After finding a big group of fish in the Back-bay, one of which being a mid 30 common that was previously on my wanted list, and seeing nothing else anywhere around the lake, I decided to jump in that swim for the night. The big common had never been caught in there so it didn’t give me much hope of having her that night but the mid 30 common certainly looked catchable, so for the first time this year, I’m now not fishing for the one fish I’ve come back for. With my rods rowed out and no carp spooked in the process I knew there was a good chance of a bite or two that night. 11pm on the dot and the right hand rod went into meltdown, a really short angry battle at close range & eventually a
stunning 20lb+ scaly mirror hit the net cord. Not the mid thirty I was after but one I hadn’t previously caught so it was more than welcome. That ended up being the last of the action for that night, but still I went to bed feeling hopeful for the next morning. I was up bright and early at 5.30am, joined shortly by two close friends Callum Munns & Adam Hart who were arriving for a 48hour session, both of which I hadn’t fished with for a while.

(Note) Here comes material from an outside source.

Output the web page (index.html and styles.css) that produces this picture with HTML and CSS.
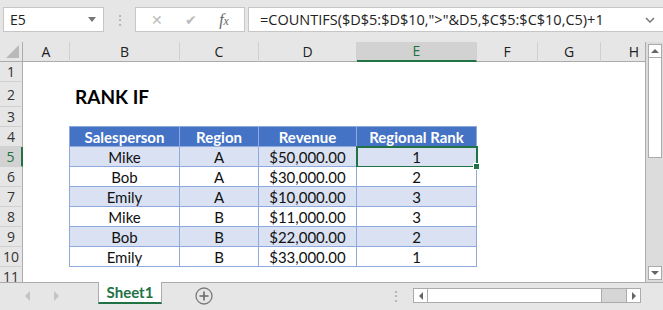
FILE: index.html
```html
<!DOCTYPE html>
<html lang="en">
<head>
    <meta charset="UTF-8">
    <title>RANK IF</title>
    <link rel="stylesheet" href="styles.css">
</head>
<body>
    <div class="window">
        <div class="toolbar">
            <div class="namebox">
                <span>E5</span>
                <span class="caret"></span>
            </div>
            <div class="grip">&#8942;</div>
            <div class="fbuttons">
                <span class="fbtn cancel">&#10005;</span>
                <span class="fbtn enter">&#10004;</span>
                <span class="fbtn fx"><i>f</i><i class="x">x</i></span>
            </div>
            <div class="formula">
                <span>=COUNTIFS($D$5:$D$10,"&gt;"&amp;D5,$C$5:$C$10,C5)+1</span>
                <svg class="expand" width="10" height="6" viewBox="0 0 10 6"><path d="M1 1 L5 5 L9 1" fill="none" stroke="#777" stroke-width="1.5"/></svg>
            </div>
        </div>

        <div class="sheet">
            <div class="grid">
                <div class="corner"><span class="tri"></span></div>
                <div class="colhead">A</div>
                <div class="colhead">B</div>
                <div class="colhead">C</div>
                <div class="colhead">D</div>
                <div class="colhead active">E</div>
                <div class="colhead">F</div>
                <div class="colhead">G</div>
                <div class="colhead last">H</div>

                <div class="rowhead r1">1</div>
                <div class="rowhead r2">2</div>
                <div class="rowhead r3">3</div>
                <div class="rowhead r4">4</div>
                <div class="rowhead r5 active">5</div>
                <div class="rowhead r6">6</div>
                <div class="rowhead r7">7</div>
                <div class="rowhead r8">8</div>
                <div class="rowhead r9">9</div>
                <div class="rowhead r10">10</div>
                <div class="rowhead r11">11</div>

                <div class="title">RANK IF</div>

                <div class="cell th cb r4">Salesperson</div>
                <div class="cell th cc r4">Region</div>
                <div class="cell th cd r4">Revenue</div>
                <div class="cell th ce r4">Regional Rank</div>

                <div class="cell band cb r5">Mike</div>
                <div class="cell band cc r5">A</div>
                <div class="cell band cd r5">$50,000.00</div>
                <div class="cell band ce r5 selected">1</div>

                <div class="cell cb r6">Bob</div>
                <div class="cell cc r6">A</div>
                <div class="cell cd r6">$30,000.00</div>
                <div class="cell ce r6">2</div>

                <div class="cell band cb r7">Emily</div>
                <div class="cell band cc r7">A</div>
                <div class="cell band cd r7">$10,000.00</div>
                <div class="cell band ce r7">3</div>

                <div class="cell cb r8">Mike</div>
                <div class="cell cc r8">B</div>
                <div class="cell cd r8">$11,000.00</div>
                <div class="cell ce r8">3</div>

                <div class="cell band cb r9">Bob</div>
                <div class="cell band cc r9">B</div>
                <div class="cell band cd r9">$22,000.00</div>
                <div class="cell band ce r9">2</div>

                <div class="cell cb r10">Emily</div>
                <div class="cell cc r10">B</div>
                <div class="cell cd r10">$33,000.00</div>
                <div class="cell ce r10">1</div>
            </div>

            <div class="vscroll">
                <div class="sbtn up"><span class="arrow-up"></span></div>
                <div class="vthumb"></div>
                <div class="vtrack"></div>
                <div class="sbtn down"><span class="arrow-down"></span></div>
            </div>
        </div>

        <div class="tabbar">
            <div class="navs">
                <span class="arrow-left"></span>
                <span class="arrow-right"></span>
            </div>
            <div class="tab">Sheet1</div>
            <div class="addsheet">
                <svg width="18" height="18" viewBox="0 0 18 18"><circle cx="9" cy="9" r="8" fill="none" stroke="#7a7a7a" stroke-width="1.3"/><path d="M9 4.5 V13.5 M4.5 9 H13.5" stroke="#6a6a6a" stroke-width="1.6"/></svg>
            </div>
            <div class="tabgrip">&#8942;</div>
            <div class="hscroll">
                <div class="sbtn left"><span class="arrow-left dark"></span></div>
                <div class="hthumb"></div>
                <div class="htrack"></div>
                <div class="sbtn right"><span class="arrow-right dark"></span></div>
            </div>
        </div>
    </div>
</body>
</html>
```

FILE: styles.css
```css
body {
    margin: 0;
    font-family: "Open Sans", "Noto Sans", sans-serif;
    color: #222;
    background-color: #e6e6e6;
}
.window {
    width: 663px;
    height: 310px;
    overflow: hidden;
    display: flex;
    flex-direction: column;
}

/* formula bar */
.toolbar {
    height: 42px;
    flex: none;
    display: flex;
    align-items: flex-start;
    padding-top: 7px;
    box-sizing: border-box;
    background-color: #e6e6e6;
}
.namebox {
    margin-left: 3px;
    width: 101px;
    height: 25px;
    box-sizing: border-box;
    background-color: #fff;
    border: 1px solid #c6c6c6;
    display: flex;
    align-items: center;
    justify-content: space-between;
    padding: 0 7px 0 6px;
    font-size: 14px;
    color: #222;
}
.caret {
    width: 0;
    height: 0;
    border-left: 4px solid transparent;
    border-right: 4px solid transparent;
    border-top: 5px solid #777;
}
.grip {
    width: 31px;
    text-align: center;
    color: #aaa;
    font-size: 14px;
    line-height: 25px;
}
.fbuttons {
    width: 110px;
    height: 25px;
    box-sizing: border-box;
    background-color: #fff;
    border: 1px solid #c6c6c6;
    display: flex;
    align-items: center;
    justify-content: space-around;
    padding: 0 4px;
}
.fbtn {
    color: #bcbcbc;
    font-size: 14px;
}
.fbtn.fx {
    color: #666;
    font-family: "Liberation Serif", serif;
    font-size: 16px;
}
.fbtn.fx .x {
    font-size: 12px;
}
.formula {
    margin-left: 3px;
    flex: 1;
    height: 25px;
    box-sizing: border-box;
    background-color: #fff;
    border: 1px solid #c6c6c6;
    border-right: none;
    display: flex;
    align-items: center;
    justify-content: space-between;
    padding: 0 8px 0 11px;
    font-size: 14.5px;
    color: #222;
    white-space: nowrap;
}

/* sheet area */
.sheet {
    height: 240px;
    flex: none;
    display: flex;
    background-color: #fff;
}
.grid {
    width: 645px;
    display: grid;
    grid-template-columns: 23px 47px 110px 79px 98px 120px 61px 63px 44px;
    grid-template-rows: 20px 20px 25px 20px 20px 20px 20px 20px 20px 20px 20px 20px 15px;
    overflow: hidden;
}
.corner {
    background-color: #e6e6e6;
    border-right: 1px solid #ababab;
    border-bottom: 1px solid #ababab;
    position: relative;
}
.tri {
    position: absolute;
    right: 3px;
    bottom: 3px;
    width: 0;
    height: 0;
    border-left: 13px solid transparent;
    border-bottom: 13px solid #b9b9b9;
}
.colhead {
    background-color: #e6e6e6;
    border-right: 1px solid #d0d0d0;
    border-bottom: 1px solid #ababab;
    text-align: center;
    font-size: 14px;
    line-height: 19px;
    color: #222;
}
.colhead.last {
    border-right: none;
    text-align: right;
    padding-right: 6px;
}
.colhead.active {
    background-color: #d2d2d2;
    color: #217346;
    border-bottom: 2px solid #217346;
    line-height: 18px;
}
.rowhead {
    grid-column: 1;
    background-color: #e6e6e6;
    border-right: 1px solid #ababab;
    border-bottom: 1px solid #d0d0d0;
    text-align: center;
    font-size: 14px;
    color: #333;
    display: flex;
    align-items: center;
    justify-content: center;
}
.rowhead.active {
    background-color: #d2d2d2;
    color: #217346;
    border-right: 2px solid #217346;
}
.r1 { grid-row: 2; }
.r2 { grid-row: 3; }
.r3 { grid-row: 4; }
.r4 { grid-row: 5; }
.r5 { grid-row: 6; }
.r6 { grid-row: 7; }
.r7 { grid-row: 8; }
.r8 { grid-row: 9; }
.r9 { grid-row: 10; }
.r10 { grid-row: 11; }
.r11 { grid-row: 12 / span 2; align-items: flex-start; }

.title {
    grid-row: 3;
    grid-column: 3 / span 2;
    padding-left: 5px;
    font-family: Lato, "Open Sans", sans-serif;
    font-weight: bold;
    font-size: 19px;
    color: #000;
    display: flex;
    align-items: center;
    padding-top: 3px;
}

/* table */
.cell {
    font-family: Lato, "Open Sans", sans-serif;
    font-size: 15px;
    color: #111;
    text-align: center;
    border-right: 1px solid #8ea9db;
    border-bottom: 1px solid #8ea9db;
    display: flex;
    align-items: center;
    justify-content: center;
    background-color: #fff;
    position: relative;
}
.cb { grid-column: 3; border-left: 1px solid #8ea9db; margin-left: -1px; }
.cc { grid-column: 4; }
.cd { grid-column: 5; }
.ce { grid-column: 6; }
.cell.th {
    background-color: #4472c4;
    color: #fff;
    font-weight: bold;
    border-top: 1px solid #8ea9db;
    margin-top: -1px;
}
.cell.band {
    background-color: #d9e1f2;
}
.cell.selected {
    outline: 2px solid #217346;
    outline-offset: -1px;
}
.cell.selected::after {
    content: "";
    position: absolute;
    right: -4px;
    bottom: -4px;
    width: 5px;
    height: 5px;
    background-color: #217346;
    border: 1px solid #fff;
    z-index: 2;
}

/* scrollbars */
.vscroll {
    width: 18px;
    background-color: #dcdcdc;
    border-left: 1px solid #ababab;
    box-sizing: border-box;
    display: flex;
    flex-direction: column;
    align-items: center;
    padding: 2px 0;
}
.sbtn {
    background-color: #fff;
    border: 1px solid #ababab;
    box-sizing: border-box;
    display: flex;
    align-items: center;
    justify-content: center;
}
.vscroll .sbtn {
    width: 14px;
    height: 14px;
}
.vthumb {
    width: 14px;
    height: 100px;
    background-color: #fff;
    border: 1px solid #ababab;
    border-top: none;
    box-sizing: border-box;
}
.vtrack {
    flex: 1;
}
.arrow-up {
    border-left: 4px solid transparent;
    border-right: 4px solid transparent;
    border-bottom: 4px solid #666;
}
.arrow-down {
    border-left: 4px solid transparent;
    border-right: 4px solid transparent;
    border-top: 4px solid #666;
}
.arrow-left {
    display: inline-block;
    border-top: 5px solid transparent;
    border-bottom: 5px solid transparent;
    border-right: 5px solid #c4c4c4;
}
.arrow-right {
    display: inline-block;
    border-top: 5px solid transparent;
    border-bottom: 5px solid transparent;
    border-left: 5px solid #c4c4c4;
}
.arrow-left.dark {
    border-right-color: #666;
    border-top-width: 4px;
    border-bottom-width: 4px;
    border-right-width: 4px;
}
.arrow-right.dark {
    border-left-color: #666;
    border-top-width: 4px;
    border-bottom-width: 4px;
    border-left-width: 4px;
}

/* sheet tabs */
.tabbar {
    flex: 1;
    display: flex;
    align-items: flex-start;
    background-color: #e6e6e6;
    border-top: 1px solid #ababab;
}
.navs {
    width: 98px;
    display: flex;
    gap: 24px;
    padding-left: 25px;
    box-sizing: border-box;
    height: 26px;
    align-items: center;
}
.tab {
    width: 64px;
    height: 22px;
    margin-top: -1px;
    box-sizing: border-box;
    background-color: #fff;
    border-left: 1px solid #ababab;
    border-right: 1px solid #ababab;
    border-bottom: 2px solid #217346;
    color: #217346;
    font-family: Lato, "Open Sans", sans-serif;
    font-weight: bold;
    font-size: 15px;
    text-align: center;
    line-height: 21px;
}
.addsheet {
    margin-left: 33px;
    margin-top: 4px;
    height: 18px;
}
.tabgrip {
    margin-left: 176px;
    color: #aaa;
    font-size: 14px;
    line-height: 26px;
}
.hscroll {
    margin-left: 10px;
    margin-top: 5px;
    width: 228px;
    height: 15px;
    display: flex;
    background-color: #d6d6d6;
    border: 1px solid #ababab;
    box-sizing: border-box;
}
.hscroll .sbtn {
    width: 14px;
    height: 13px;
    border: none;
}
.hscroll .sbtn.left {
    border-right: 1px solid #ababab;
}
.hscroll .sbtn.right {
    border-left: 1px solid #ababab;
}
.hthumb {
    width: 173px;
    background-color: #fff;
    border-right: 1px solid #ababab;
}
.htrack {
    flex: 1;
}
```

They said they fancied a bit of a social with it being warm, and that was something I wasn’t going to turn down. So Back-bay for the next 48 hours it was. I saw absolutely nothing in the bay for the following 2 days if I’m honest, I knew I had spooked them out the first night but my focus was purely on having a good time with friends. On my final night, after landing fish for both my friends, I decided in a last ditch effort to temp some carp into the bay, I would walk down into the shallow channel that connects the back-bay to the main lake, drop some large rocks of salt and a small sprinkle of hemp into the mouth of the opening, hoping the strong south westerly wind hacking into it would push the smell and taste of the salt back into the bay, thus bringing the carp in with it.

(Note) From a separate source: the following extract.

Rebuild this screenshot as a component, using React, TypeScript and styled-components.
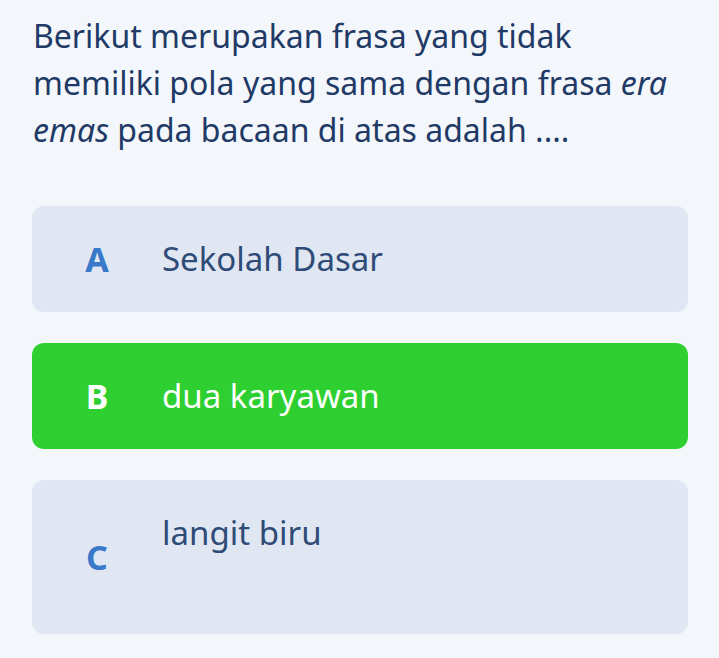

Just before dark, while stood talking outside Callum’s bivvy in the next swim, we heard a huge crash echo through our ears from down towards the opening of the bay! surely not? Maybe there’s a few finally coming in I thought to myself. For 15 minutes we stood quietly talking and listening for shows, when completely unexpectedly my right-hand rod let out 6 or 7 bleeps, the stow dropped off and the line tightened up. After frantically sprinting the 20 yards back to my swim and hitting my rod, to my horror I thought I was snagged! “I’m going to need the boat!” I yelled. At this point I turned my head-torch on and noticed my line slowly moving through the water to the right of where my rig was placed, clearly, I wasn’t snagged, I was just attached to an absolute donkey! The next 10 minute was somewhat of a blur to be honest, a mixture of pure panic and excitement rolled into one, I knew it was one of the big two, my 12ft 3.25tc Torrix bent over double and the deep plodding made that quite obvious, but which one? For the next 5 or 6 minutes all I was thinking was please don’t come off, please don’t hook pull! After a few sketchy moments of having to play the carp close in under my other rods while it was still stripping line off me, I manged to gradually turn it and bring the fish back to the centre of the swim where it then broke the surface right in front of us. A long, deep bodied, broad shouldered common with a great big hump in its back. “OH MY GOD! ITS HER!” Cal shouted, at this point my legs had now completely turned to jelly! What looks like a double decker bus with fins was sat right there in front of me, with her mouth wide open and my size 6 Mugga hanging from her bottom lip, I knew I couldn’t afford to mess up. With butterflies flickering in my stomach I kept her head up and started slowly walking backwards, telling Cal to sink the net and get ready, four more steps, come on Ash! Three more steps, she’s coming! Two steps left, she’s almost over the net cord… AND SHES IN THE NET!!
What I screamed out in the few seconds after landing her I honestly cannot remember, what I do know is the feeling I felt that night is one I’ve never felt before & one I will certainly never forget, a high no drug could ever replicate. Over 250 nights, over 170 blanks, through all the hard work, the mid week journeys, the family sacrifices, the money constantly spent & the time I will never get back, I can honestly say it was all worth it! I had done it! In that moment, stood in the middle of my swim at 23:30 at night, felling on top of the world, my hand’s and knees were shaking with adrenaline. My heart was beating out of my chest as two of my closest friends jumped up and down celebrating with me. I waited over 3 years to catch that fish and finally she sat there sulking in my net. I now realise why so many anglers around the country campaign for big carp and why it can become such an addiction.